1. Although I agree with your blog I wonder if it's also useful to differentiate between selection strategies (some are probably worse than others?). I've seen many stepwise procedures that use AIC or BIC during the search process. Have you looked at the R package "bestglm" for example?

2. A lot depends on what the intended end-use of the model is. In econometrics, it isn't simply prediction. I'm all in favour of model-averaging - especially BMA - as I've mentioned in earlier posts.

3. Keep in mind that AIC, BIC, etc. are also statistics. See my earlier posts on this point.Their sampling properties are also distorted by pre-testing.
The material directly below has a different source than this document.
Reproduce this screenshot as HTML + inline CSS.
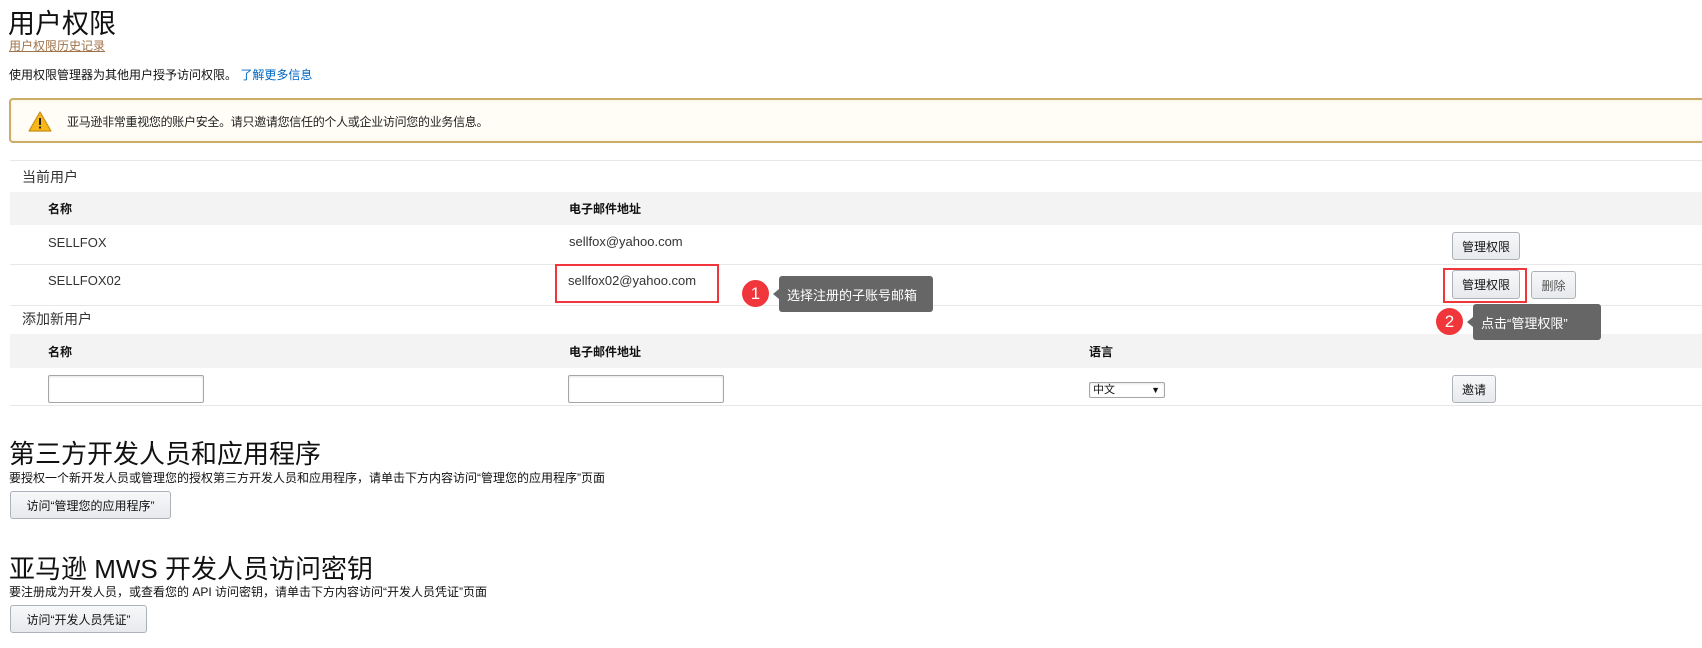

4. Anomymous, can you please tell me some references where stepwise procedures use AIC or BIC during the search process? I have been looking for such papers for a long time with no luck. Thanks a lot!

5. I don't have any - maybe some readers do.

4. it seems many comments applicable to lasso as well.

5. Hendry and Krolzig (2005) showed that their improved Gets algorithms with bias correction can overcome the biases you noted. I'd be curious if you have any reactions to that particular work/program.

http://onlinelibrary.wiley.com/doi/10.1111/j.0013-0133.2005.00979.x/abstract?systemMessage=Wiley+Online+Library+will+be+disrupted+9th+Aug+from+10-2+BST+for+essential+maintenance.+Pay+Per+View+will+be+unavailable+from+10-6+BST.&userIsAuthenticated=false&deniedAccessCustomisedMessage=

1. Thanks - I'll be interested to check this out.